From: Kate Distin (memes@distin.co.uk)
Date: Mon 28 Nov 2005 - 18:02:38 GMT
> And then there's the cushion effect (i.e. bearing the impression of the
> last thing to sit on it) of the latest focus of the excitable media (a
> pun-tastic phrase).
>
Absolutely. Stories that would have struggled to get a paragraph on
page 5 are splashed across the front page because a particularly
alarming version of them happened last week. Relative fitness of memes
to grab attention in a variety of environments, I suppose.
> Necrotising fasciitis anyone?
>
> You're absolutely right though both about the degree of control being
> correlated with fear (I almost never get worried when I'm driving), and
> also the perceived risk thing (where that = estimated risk x effect on
> me [or my kids etc.]).
>
> Not sure how relevant this is, but a little while ago I bought 20
> cigarettes and a lottery ticket in the same purchase. A bit of a moment
> for me as I compared the 1 in 3 (at least) risk I was discounting with
> the 1 in gazillions risk I was up for... In that case I was discounting
> the risk of death rather than accentuating it -- different than bird flu
> paranoia in an interesting way -- is this the control thing again (if I
> die from smoking then I was in that sense 'driving')?
>
This is really interesting, isn't it? We're prepared to believe that
"it could be you" in one context (wads of cash), but in another context
(lung/mouth cancer, heart disease, etc.) we can't bring ourselves to
believe that it could be us. This can't just be the physical addiction
thing. Adults who know the risks start or restart smoking, as well as
children who don't. We do seem to be apalling judges of risk and
probability. But then there seems to be more to it than that, too . . .

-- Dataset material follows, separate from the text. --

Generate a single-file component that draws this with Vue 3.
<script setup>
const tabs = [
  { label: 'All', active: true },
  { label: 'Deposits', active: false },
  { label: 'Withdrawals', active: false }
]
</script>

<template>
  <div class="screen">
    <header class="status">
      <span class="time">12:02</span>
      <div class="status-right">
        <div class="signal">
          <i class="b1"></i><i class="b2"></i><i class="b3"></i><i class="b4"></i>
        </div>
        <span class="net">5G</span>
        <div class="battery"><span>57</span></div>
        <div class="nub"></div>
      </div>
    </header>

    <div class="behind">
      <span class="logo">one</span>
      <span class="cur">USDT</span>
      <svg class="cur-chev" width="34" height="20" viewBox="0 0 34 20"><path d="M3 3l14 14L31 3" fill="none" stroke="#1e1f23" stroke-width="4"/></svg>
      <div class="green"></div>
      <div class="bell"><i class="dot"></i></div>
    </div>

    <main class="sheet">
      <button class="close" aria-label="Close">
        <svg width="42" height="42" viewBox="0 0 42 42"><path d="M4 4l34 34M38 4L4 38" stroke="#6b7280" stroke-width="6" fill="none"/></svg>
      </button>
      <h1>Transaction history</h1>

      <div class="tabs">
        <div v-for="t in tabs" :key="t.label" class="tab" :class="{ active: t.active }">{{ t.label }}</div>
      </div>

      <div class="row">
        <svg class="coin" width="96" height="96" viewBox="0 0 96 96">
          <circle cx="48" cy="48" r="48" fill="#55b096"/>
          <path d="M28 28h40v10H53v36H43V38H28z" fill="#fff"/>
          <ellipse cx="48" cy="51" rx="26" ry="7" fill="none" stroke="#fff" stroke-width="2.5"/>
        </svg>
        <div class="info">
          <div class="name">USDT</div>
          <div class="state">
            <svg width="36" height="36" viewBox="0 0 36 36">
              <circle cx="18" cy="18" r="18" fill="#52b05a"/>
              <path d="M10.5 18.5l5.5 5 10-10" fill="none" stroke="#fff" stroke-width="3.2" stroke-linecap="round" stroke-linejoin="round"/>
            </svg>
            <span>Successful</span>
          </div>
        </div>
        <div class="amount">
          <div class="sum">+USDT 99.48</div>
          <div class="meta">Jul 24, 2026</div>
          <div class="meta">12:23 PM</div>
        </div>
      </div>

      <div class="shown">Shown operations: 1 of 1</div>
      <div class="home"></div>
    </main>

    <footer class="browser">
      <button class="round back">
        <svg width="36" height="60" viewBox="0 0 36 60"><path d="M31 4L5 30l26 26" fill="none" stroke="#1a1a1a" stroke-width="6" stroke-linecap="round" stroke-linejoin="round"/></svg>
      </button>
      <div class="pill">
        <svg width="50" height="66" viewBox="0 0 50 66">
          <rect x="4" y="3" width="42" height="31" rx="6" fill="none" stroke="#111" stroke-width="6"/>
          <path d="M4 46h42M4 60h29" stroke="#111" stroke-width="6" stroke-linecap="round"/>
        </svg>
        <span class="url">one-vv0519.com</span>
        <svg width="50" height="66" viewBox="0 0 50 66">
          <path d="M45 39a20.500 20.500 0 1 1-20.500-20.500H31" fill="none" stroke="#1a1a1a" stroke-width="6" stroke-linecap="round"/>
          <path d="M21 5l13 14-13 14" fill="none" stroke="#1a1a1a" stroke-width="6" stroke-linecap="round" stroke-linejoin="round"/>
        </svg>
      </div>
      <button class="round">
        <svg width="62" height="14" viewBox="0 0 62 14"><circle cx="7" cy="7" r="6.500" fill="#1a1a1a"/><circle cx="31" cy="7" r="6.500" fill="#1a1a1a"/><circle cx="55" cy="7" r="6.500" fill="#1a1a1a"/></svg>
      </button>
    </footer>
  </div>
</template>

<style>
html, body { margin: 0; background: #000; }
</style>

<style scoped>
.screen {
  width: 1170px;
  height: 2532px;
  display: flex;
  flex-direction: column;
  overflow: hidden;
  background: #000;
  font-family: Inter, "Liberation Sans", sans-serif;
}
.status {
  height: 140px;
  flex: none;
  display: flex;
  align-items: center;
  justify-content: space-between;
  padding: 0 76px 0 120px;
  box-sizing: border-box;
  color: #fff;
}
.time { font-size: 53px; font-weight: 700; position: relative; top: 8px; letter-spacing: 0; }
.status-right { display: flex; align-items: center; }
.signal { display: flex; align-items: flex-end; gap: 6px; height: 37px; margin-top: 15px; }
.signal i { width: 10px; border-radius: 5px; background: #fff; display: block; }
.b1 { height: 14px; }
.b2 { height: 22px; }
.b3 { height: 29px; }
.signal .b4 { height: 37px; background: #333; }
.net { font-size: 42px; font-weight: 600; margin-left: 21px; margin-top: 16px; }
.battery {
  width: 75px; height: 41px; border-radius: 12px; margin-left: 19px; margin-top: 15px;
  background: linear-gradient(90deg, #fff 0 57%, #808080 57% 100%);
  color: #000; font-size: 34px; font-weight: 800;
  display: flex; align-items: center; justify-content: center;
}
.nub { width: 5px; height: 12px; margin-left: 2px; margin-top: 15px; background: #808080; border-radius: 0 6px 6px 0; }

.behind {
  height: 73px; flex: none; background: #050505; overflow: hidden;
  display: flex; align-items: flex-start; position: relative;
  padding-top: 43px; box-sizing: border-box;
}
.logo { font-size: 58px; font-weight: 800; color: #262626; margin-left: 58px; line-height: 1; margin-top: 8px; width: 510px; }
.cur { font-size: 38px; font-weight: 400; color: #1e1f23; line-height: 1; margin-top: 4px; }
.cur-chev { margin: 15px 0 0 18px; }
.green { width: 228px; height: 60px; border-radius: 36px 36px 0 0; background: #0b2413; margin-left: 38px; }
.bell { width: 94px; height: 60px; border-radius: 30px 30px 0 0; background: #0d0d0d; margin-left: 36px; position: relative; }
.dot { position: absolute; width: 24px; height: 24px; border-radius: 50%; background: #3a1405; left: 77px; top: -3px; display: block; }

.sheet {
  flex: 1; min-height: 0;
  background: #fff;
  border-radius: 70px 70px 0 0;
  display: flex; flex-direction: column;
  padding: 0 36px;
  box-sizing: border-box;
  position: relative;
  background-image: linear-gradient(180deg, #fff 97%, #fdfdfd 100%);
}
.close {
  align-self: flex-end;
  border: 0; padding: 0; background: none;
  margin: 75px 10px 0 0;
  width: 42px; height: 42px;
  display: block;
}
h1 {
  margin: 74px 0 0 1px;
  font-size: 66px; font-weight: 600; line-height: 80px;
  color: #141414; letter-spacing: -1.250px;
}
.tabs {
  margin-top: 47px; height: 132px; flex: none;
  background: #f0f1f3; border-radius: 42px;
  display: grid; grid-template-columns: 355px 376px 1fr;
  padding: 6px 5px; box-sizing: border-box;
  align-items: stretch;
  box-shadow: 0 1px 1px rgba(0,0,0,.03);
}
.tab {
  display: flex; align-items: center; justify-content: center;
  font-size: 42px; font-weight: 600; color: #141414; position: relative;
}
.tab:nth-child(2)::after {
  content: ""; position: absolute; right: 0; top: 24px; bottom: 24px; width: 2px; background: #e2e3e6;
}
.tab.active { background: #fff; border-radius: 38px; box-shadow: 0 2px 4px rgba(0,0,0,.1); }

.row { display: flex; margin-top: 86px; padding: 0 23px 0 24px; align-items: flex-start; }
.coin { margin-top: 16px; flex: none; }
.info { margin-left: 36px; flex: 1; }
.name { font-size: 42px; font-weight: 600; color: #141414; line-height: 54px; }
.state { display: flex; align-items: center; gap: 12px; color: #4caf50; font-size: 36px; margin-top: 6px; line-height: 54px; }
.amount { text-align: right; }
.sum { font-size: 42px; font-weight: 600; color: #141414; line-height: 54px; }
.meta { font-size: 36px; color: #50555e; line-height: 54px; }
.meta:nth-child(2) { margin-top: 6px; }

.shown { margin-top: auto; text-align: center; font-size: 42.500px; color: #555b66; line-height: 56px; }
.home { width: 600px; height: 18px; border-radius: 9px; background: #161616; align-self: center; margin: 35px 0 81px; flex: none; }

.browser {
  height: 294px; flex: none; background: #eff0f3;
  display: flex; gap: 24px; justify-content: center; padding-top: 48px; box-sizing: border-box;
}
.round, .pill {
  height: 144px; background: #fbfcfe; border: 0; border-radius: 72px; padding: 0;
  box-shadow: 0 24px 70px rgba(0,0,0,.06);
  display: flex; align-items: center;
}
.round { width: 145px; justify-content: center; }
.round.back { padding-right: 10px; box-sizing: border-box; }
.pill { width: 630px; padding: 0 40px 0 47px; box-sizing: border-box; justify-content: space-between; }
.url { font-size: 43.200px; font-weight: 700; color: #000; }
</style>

> Total tangent now: I suck nicotine lozenges now and almost never relapse
> (cf. the kids); the interesting bit was observing that removing nicotine
> from the equation uncovered _loads_ of behavioural stuff (~memes, I
> suppose) keyed into the ritual of smoking -- much harder to crack than
> the chemical addiction imho (worse luck). Now I need pills that deal
> with my craving for pastries :(
>
> Cheers, Chris.
>
. . . I suspect you must be right that there is a memetic element here.
I was never a heavy or even an everyday smoker but I started
ludicrously young and made pitiful attempts for years to give up
completely. I know that the reason my sister and I started smoking was
the cultural context: the cool kids smoked. Somewhere this message was
ingrained in us very deeply and I suspect this is very common. Smoking
gives you social confidence. Like you, what I missed more than the
nicotine (to which as I say I was never heavily addicted anyway) was the
physical ritual of it all, to which I'm sure there is a memetic element.

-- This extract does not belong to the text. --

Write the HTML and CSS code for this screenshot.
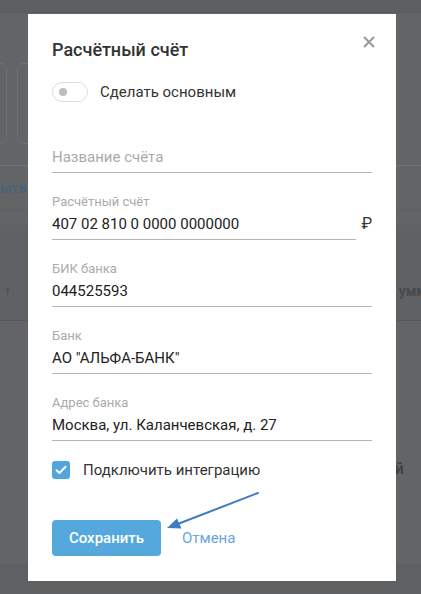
FILE: index.html
```html
<!DOCTYPE html>
<html lang="ru">
<head>
<meta charset="utf-8">
<link rel="stylesheet" href="styles.css">
</head>
<body>
<div class="page">
  <div class="topbar"></div>
  <div class="cards">
    <div class="card card-a"></div>
    <div class="card card-b"></div>
  </div>
  <div class="tabs"><span class="tab-text">ыть</span></div>
  <div class="band"></div>
  <div class="thead">
    <span class="sort">↑</span>
    <span class="col">умм</span>
  </div>
  <div class="tbody">
    <span class="cell">й</span>
  </div>
  <div class="footer"></div>

  <div class="modal">
    <div class="modal-head">
      <h1 class="title">Расчётный счёт</h1>
      <svg class="close" width="12" height="12" viewBox="0 0 12 12"><path d="M1 1L11 11M11 1L1 11" stroke="#9a9a9a" stroke-width="2"/></svg>
    </div>
    <div class="toggle-row">
      <span class="toggle"><span class="knob"></span></span>
      <span class="toggle-text">Сделать основным</span>
    </div>
    <div class="field first">
      <div class="line"><span class="placeholder">Название счёта</span></div>
    </div>
    <div class="field">
      <div class="label">Расчётный счёт</div>
      <div class="with-suffix">
        <div class="line grow"><span class="value">407 02 810 0 0000 0000000</span></div>
        <span class="suffix">₽</span>
      </div>
    </div>
    <div class="field">
      <div class="label">БИК банка</div>
      <div class="line"><span class="value">044525593</span></div>
    </div>
    <div class="field">
      <div class="label">Банк</div>
      <div class="line"><span class="value">АО "АЛЬФА-БАНК"</span></div>
    </div>
    <div class="field">
      <div class="label">Адрес банка</div>
      <div class="line"><span class="value">Москва, ул. Каланчевская, д. 27</span></div>
    </div>
    <div class="check-row">
      <span class="checkbox"><svg width="12" height="10" viewBox="0 0 12 10"><path d="M1.5 5.2L4.5 8L10.5 1.8" fill="none" stroke="#fff" stroke-width="2" stroke-linecap="round" stroke-linejoin="round"/></svg></span>
      <span class="check-text">Подключить интеграцию</span>
    </div>
    <div class="actions">
      <button class="btn">Сохранить</button>
      <span class="cancel">Отмена</span>
    </div>
  </div>

  <svg class="annot" width="421" height="594" viewBox="0 0 421 594">
    <path d="M258 493L179 523.5" stroke="#3d7cc3" stroke-width="2" stroke-linecap="round"/>
    <path d="M167 528L181.5 528.5L177 518.5Z" fill="#3d7cc3"/>
  </svg>
</div>
</body>
</html>
```

FILE: styles.css
```css
* { box-sizing: border-box; }
html, body { margin: 0; padding: 0; }
body { font-family: Roboto, "Noto Sans", "Liberation Sans", sans-serif; }

.page {
  position: relative;
  width: 421px;
  height: 594px;
  overflow: hidden;
  background: #636466;
}

.topbar {
  height: 13px;
  background: #5e5f61;
  border-bottom: 1px solid #5a5b5d;
}

.cards {
  display: flex;
  gap: 10px;
  margin-top: 50px;
  height: 81px;
  margin-left: -20px;
}
.card {
  border: 1px solid #707174;
  border-radius: 6px;
  height: 81px;
}
.card-a { width: 27px; }
.card-b { width: 300px; }

.tabs {
  margin-top: 21px;
  height: 46px;
  border-top: 1px solid #6a7685;
  border-bottom: 1px solid #5d5e60;
  display: flex;
  align-items: center;
}
.tab-text {
  color: #47617a;
  font-weight: 700;
  font-size: 14px;
}

.band {
  margin-top: 14px;
  height: 22px;
  background: #606163;
}

.thead {
  height: 74px;
  background: #606163;
  border-bottom: 1px solid #59595b;
  display: flex;
  align-items: center;
  justify-content: space-between;
  padding: 14px 0 0 4px;
}
.sort { color: #4b4c4e; font-size: 15px; font-weight: 700; }
.col { color: #48494b; font-size: 14px; font-weight: 700; margin-right: -6px; }

.tbody {
  height: 243px;
  display: flex;
  justify-content: flex-end;
  align-items: flex-start;
  padding-top: 138px;
}
.cell { color: #3f4042; font-size: 16px; font-weight: 500; margin-right: 17px; }

.footer {
  height: 40px;
  background: #5f6062;
}

.modal {
  position: absolute;
  left: 28px;
  top: 14px;
  width: 368px;
  height: 567px;
  background: #fff;
  padding: 24px 24px 24px 24px;
}

.modal-head {
  display: flex;
  justify-content: space-between;
  align-items: flex-start;
}
.title {
  margin: 0;
  font-size: 18px;
  line-height: 24px;
  font-weight: 500;
  color: #333;
}
.close { margin-top: -2px; margin-right: -3px; }

.toggle-row {
  display: flex;
  align-items: center;
  margin-top: 20px;
  height: 20px;
}
.toggle {
  width: 36px;
  height: 20px;
  border: 1px solid #dedede;
  border-radius: 10px;
  display: flex;
  align-items: center;
  padding-left: 6px;
}
.knob {
  width: 8px;
  height: 8px;
  border-radius: 50%;
  background: #bdbdbd;
}
.toggle-text {
  margin-left: 12px;
  font-size: 15px;
  color: #333;
}

.field { margin-top: 21px; }
.field.first { margin-top: 44px; }
.label {
  font-size: 13px;
  line-height: 16px;
  color: #aaa;
  margin-bottom: 3px;
}
.line {
  border-bottom: 1px solid #b5b5b5;
  padding-bottom: 4px;
  height: 27px;
}
.value, .placeholder {
  display: block;
  font-size: 15px;
  line-height: 22px;
  color: #222;
}
.placeholder { color: #aaa; }

.with-suffix {
  display: flex;
  align-items: flex-start;
}
.grow { flex: 1; }
.suffix {
  width: 16px;
  text-align: right;
  font-size: 16px;
  line-height: 22px;
  color: #333;
}

.check-row {
  display: flex;
  align-items: center;
  margin-top: 20px;
  height: 18px;
}
.checkbox {
  width: 18px;
  height: 18px;
  border-radius: 3px;
  background: #52a5dd;
  display: flex;
  align-items: center;
  justify-content: center;
}
.check-text {
  margin-left: 13px;
  font-size: 15px;
  color: #333;
}

.actions {
  display: flex;
  align-items: center;
  margin-top: 41px;
}
.btn {
  width: 109px;
  height: 36px;
  border: none;
  border-radius: 4px;
  background: #55a8de;
  color: #fff;
  font-family: inherit;
  font-size: 15px;
  font-weight: 500;
  padding: 0;
}
.cancel {
  margin-left: 21px;
  font-size: 15px;
  color: #6aa5e0;
}

.annot {
  position: absolute;
  left: 0;
  top: 0;
  pointer-events: none;
}
```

Perhaps it is this "cool" element which is the key to smokers' poor
risk/consequence assessment: there is the immediate gain (100%
probability) of social advantage, vs the long-term pain
(poorly-understood probability, easy to dismiss as not-very-probable and
in any case definitely won't happen to me) of death.
Pure speculation of course, but interesting that this might be an area
where memetics helps to shed light.
Kate
> Kate Distin wrote:
>
>> Is this to do with our perception of how much we are in control of
>> these things? So we get in a car and even pick up a 'phone while
>> we're driving but we feel fairly in control so don't panic; whereas a
>> flu epidemic is something out of our hands.
>>
>> Also of course there's the thing where we pay particular attention to
>> situations which have especially horrific consequences,no matter how
>> unlikely. So we panic more about letting our children out of our
>> sight for two minutes in a store than about letting them drive twenty
>> miles with a friend's parent of whose driving skills we are completely
>> ignorant. We imagine an avian flu epidemic potentially wiping out
>> thousands . . . which outweighs in our minds its unlikelihood . . . so
>> the meme successfully grabs and holds our attention.
>>
>> Kate
>>
>>> Whets interesting about memes like these is that we give them more
>>> headspace, despite low probability of occurrence, than memes dealing
>>> with
>>> far more dangerous things like cars etc.